Supermemoryはすでに、a16zが支援するデスクトップアシスタントCluely、AIビデオエディターMontra、AI検索Scira、ComposioのマルチMCPツールRube、不動産スタートアップRetsなど、複数の顧客を抱えています。さらに、ロボットが捉えた視覚的記憶を保持するためにロボット企業とも協力しています。

Supermemoryがメールクライアント、ビデオエディター、ロボット工学など、これほど多様なアプリケーションに統合されるということは、そのセキュリティ体制が、これらの多様なシステムとそれらが扱う機密データのセキュリティに直接影響を与えることを意味します。Supermemoryにおける脆弱性は、これらすべての下流アプリケーションに波及する可能性があります。

競合との差別化とセキュリティへの示唆

記憶空間には、Felicis Venturesが支援するLettaやMem0(Shah氏が短期間働いていた会社)、Samsungと共同でMemories.aiに投資しているSusa Venturesなど、多くの競合が存在します。Shah氏は、これらのスタートアップが異なる業界やユースケースに対応している一方で、Supermemoryは低レイテンシーで際立つと述べています。

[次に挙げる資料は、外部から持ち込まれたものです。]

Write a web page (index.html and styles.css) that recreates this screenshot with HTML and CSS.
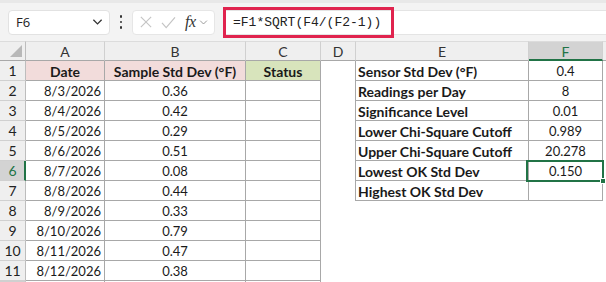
FILE: index.html
```html
<!DOCTYPE html>
<html lang="en">
<head>
<meta charset="UTF-8">
<title>Chi-Square Std Dev Check</title>
<link rel="stylesheet" href="styles.css">
</head>
<body>

<!-- formula bar -->
<div class="toolbar">
  <div class="namebox">
    <span>F6</span>
    <svg class="chev" viewBox="0 0 12 8"><polyline points="1.5 1.5 6 6 10.5 1.5" /></svg>
  </div>
  <div class="dots"><i></i><i></i><i></i></div>
  <div class="fbtns">
    <svg class="ico-x" viewBox="0 0 14 14"><line x1="1" y1="1" x2="13" y2="13"/><line x1="13" y1="1" x2="1" y2="13"/></svg>
    <svg class="ico-ok" viewBox="0 0 16 14"><polyline points="1 7.5 5.5 12.5 15 1.5"/></svg>
    <span class="fx">fx</span>
    <svg class="chev small" viewBox="0 0 12 8"><polyline points="1.5 1.5 6 6 10.5 1.5" /></svg>
  </div>
  <div class="fbar">
    <span class="formula">=F1*SQRT(F4/(F2-1))</span>
  </div>
</div>

<!-- grid -->
<div class="sheet">
  <div class="corner"><span class="tri"></span></div>
  <div class="hd">A</div>
  <div class="hd">B</div>
  <div class="hd">C</div>
  <div class="hd">D</div>
  <div class="hd">E</div>
  <div class="hd sel">F</div>
  <div class="hd last"></div>

  <div class="rh">1</div>
  <div class="c pink b ctr">Date</div>
  <div class="c pink b ctr">Sample Std Dev (°F)</div>
  <div class="c green b ctr">Status</div>
  <div class="d edge"></div>
  <div class="c b l">Sensor Std Dev (°F)</div>
  <div class="c ctr">0.4</div>
  <div class="x"></div>

  <div class="rh">2</div>
  <div class="c r">8/3/2026</div>
  <div class="c ctr">0.36</div>
  <div class="c"></div>
  <div class="d edge"></div>
  <div class="c b l">Readings per Day</div>
  <div class="c ctr">8</div>
  <div class="x"></div>

  <div class="rh">3</div>
  <div class="c r">8/4/2026</div>
  <div class="c ctr">0.42</div>
  <div class="c"></div>
  <div class="d edge"></div>
  <div class="c b l">Significance Level</div>
  <div class="c ctr">0.01</div>
  <div class="x"></div>

  <div class="rh">4</div>
  <div class="c r">8/5/2026</div>
  <div class="c ctr">0.29</div>
  <div class="c"></div>
  <div class="d edge"></div>
  <div class="c b l">Lower Chi-Square Cutoff</div>
  <div class="c ctr">0.989</div>
  <div class="x"></div>

  <div class="rh">5</div>
  <div class="c r">8/6/2026</div>
  <div class="c ctr">0.51</div>
  <div class="c"></div>
  <div class="d edge"></div>
  <div class="c b l">Upper Chi-Square Cutoff</div>
  <div class="c ctr">20.278</div>
  <div class="x"></div>

  <div class="rh sel">6</div>
  <div class="c r">8/7/2026</div>
  <div class="c ctr">0.08</div>
  <div class="c"></div>
  <div class="d edge"></div>
  <div class="c b l">Lowest OK Std Dev</div>
  <div class="c ctr active">0.150<span class="selbox"><i class="handle"></i></span></div>
  <div class="x"></div>

  <div class="rh">7</div>
  <div class="c r">8/8/2026</div>
  <div class="c ctr">0.44</div>
  <div class="c"></div>
  <div class="d edge"></div>
  <div class="c b l">Highest OK Std Dev</div>
  <div class="c ctr"></div>
  <div class="x"></div>

  <div class="rh">8</div>
  <div class="c r">8/9/2026</div>
  <div class="c ctr">0.33</div>
  <div class="c"></div>
  <div class="d"></div>
  <div class="d"></div>
  <div class="d"></div>
  <div class="x"></div>

  <div class="rh">9</div>
  <div class="c r">8/10/2026</div>
  <div class="c ctr">0.79</div>
  <div class="c"></div>
  <div class="d"></div>
  <div class="d"></div>
  <div class="d"></div>
  <div class="x"></div>

  <div class="rh">10</div>
  <div class="c r">8/11/2026</div>
  <div class="c ctr">0.47</div>
  <div class="c"></div>
  <div class="d"></div>
  <div class="d"></div>
  <div class="d"></div>
  <div class="x"></div>

  <div class="rh">11</div>
  <div class="c r">8/12/2026</div>
  <div class="c ctr">0.38</div>
  <div class="c"></div>
  <div class="d"></div>
  <div class="d"></div>
  <div class="d"></div>
  <div class="x"></div>

  <div class="rh"></div>
  <div class="c"></div>
  <div class="c"></div>
  <div class="c"></div>
</div>

</body>
</html>
```

FILE: styles.css
```css
*, *::before, *::after { box-sizing: border-box; margin: 0; padding: 0; }

:root {
  --bar: #f3f3f3;
  --head: #efefef;
  --head-sel: #d3d3d3;
  --line: #a8a8a8;
  --soft: #d0d0d0;
  --green: #217346;
  --red: #e0234e;
  --text: #1a1a1a;
}

body {
  width: 606px;
  height: 282px;
  overflow: hidden;
  background: #fff;
  color: var(--text);
  font-family: Lato, "Liberation Sans", sans-serif;
}

/* ── FORMULA BAR ── */
.toolbar {
  height: 41px;
  background: var(--bar);
  display: flex;
  align-items: center;
  padding-left: 8px;
  border-top: 3px solid #e8e8e8;
}

.namebox {
  width: 102px;
  height: 25px;
  background: #fff;
  border: 1px solid #e2e2e2;
  border-radius: 4px;
  display: flex;
  align-items: center;
  justify-content: space-between;
  padding: 0 6px 0 7px;
  font-family: "Open Sans", sans-serif;
  font-size: 13px;
  color: #222;
}

.chev {
  width: 11px;
  height: 8px;
  fill: none;
  stroke: #333;
  stroke-width: 1.4;
}
.chev.small { width: 9px; height: 7px; stroke: #888; stroke-width: 1.1; }

.dots {
  width: 22px;
  display: flex;
  flex-direction: column;
  align-items: center;
  gap: 3px;
}
.dots i {
  width: 2.5px;
  height: 2.5px;
  background: #333;
  border-radius: 50%;
}

.fbtns {
  width: 83px;
  height: 25px;
  background: #fff;
  border: 1px solid #e6e6e6;
  border-radius: 4px;
  display: flex;
  align-items: center;
  padding-left: 7px;
}
.ico-x {
  width: 12px;
  height: 12px;
  stroke: #c4c4c4;
  stroke-width: 1.3;
  margin-right: 9px;
}
.ico-ok {
  width: 15px;
  height: 13px;
  fill: none;
  stroke: #c4c4c4;
  stroke-width: 1.3;
  margin-right: 9px;
}
.fx {
  font-family: "Liberation Serif", serif;
  font-style: italic;
  font-size: 16px;
  color: #333;
  margin-right: 3px;
  letter-spacing: -0.5px;
}

.fbar {
  flex: 1;
  height: 25px;
  margin-left: 8px;
  background: #fff;
  border-top: 1px solid #e4e4e4;
  border-bottom: 1px solid #e4e4e4;
  display: flex;
  align-items: center;
}

.formula {
  height: 31px;
  width: 171px;
  flex-shrink: 0;
  border: 3px solid var(--red);
  display: flex;
  align-items: center;
  padding-left: 7px;
  font-family: "Liberation Mono", monospace;
  font-size: 13px;
  color: #222;
}

/* ── SHEET ── */
.sheet {
  display: grid;
  grid-template-columns: 26px 79px 141px 75px 35px 173px 74px 3px;
  grid-template-rows: 20px repeat(11, 20px) 1px;
  font-size: 13px;
}

.corner {
  background: var(--head);
  border-top: 1px solid #dcdcdc;
  border-right: 1px solid #bdbdbd;
  border-bottom: 1px solid var(--line);
  display: flex;
  align-items: flex-end;
  justify-content: flex-end;
  padding: 0 3px 3px 0;
}
.tri {
  width: 12px;
  height: 12px;
  background: #b8b8b8;
  clip-path: polygon(100% 0, 100% 100%, 0 100%);
}

.hd {
  background: var(--head);
  border-top: 1px solid #dcdcdc;
  border-right: 1px solid var(--soft);
  border-bottom: 1px solid var(--line);
  display: flex;
  align-items: center;
  justify-content: center;
  color: #333;
  font-size: 14px;
  line-height: 1;
  padding-top: 1px;
}
.hd.last { border-right: none; }
.hd.sel {
  background: var(--head-sel);
  color: var(--green);
  border-bottom: 2px solid var(--green);
  padding-top: 2px;
}

.rh {
  background: var(--head);
  border-right: 1px solid #bdbdbd;
  border-bottom: 1px solid var(--soft);
  display: flex;
  align-items: center;
  justify-content: center;
  color: #222;
  font-size: 14px;
}
.rh.sel {
  background: var(--head-sel);
  color: var(--green);
  border-right: 2px solid var(--green);
  padding-left: 1px;
}

.c {
  border-right: 1px solid var(--line);
  border-bottom: 1px solid var(--line);
  display: flex;
  align-items: center;
  padding: 1px 4px 0;
  white-space: nowrap;
}
.c.ctr { justify-content: center; }
.c.r { justify-content: flex-end; padding-right: 3px; }
.c.l { padding-left: 2px; }
.c.b { font-weight: 700; font-size: 14px; }
.pink { background: #f2dcdb; }
.green { background: #d8e4bc; }

.d.edge { border-right: 1px solid var(--line); }

.active { position: relative; }
.selbox {
  position: absolute;
  top: -1px;
  left: -3px;
  right: -2px;
  bottom: -2px;
  border: 2px solid var(--green);
}
.handle {
  position: absolute;
  right: -4px;
  bottom: -4px;
  width: 6px;
  height: 6px;
  background: var(--green);
  border: 1px solid #fff;
}
```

「ますます多くのAI企業が記憶層を必要とするでしょう。Supermemoryのソリューションは、関連するコンテキストを迅速に表示しながら、高いパフォーマンスを提供します」とBowder氏は語っています。

「低レイテンシー」と「高パフォーマンス」を強調することは、Supermemoryが扱う膨大なデータ量と処理速度が、セキュリティ対策の設計において重要な考慮事項となることを示唆しています。高いパフォーマンスを維持しつつ、厳格なセキュリティ要件を満たすことは、AI記憶ソリューションにとって常に課題となります。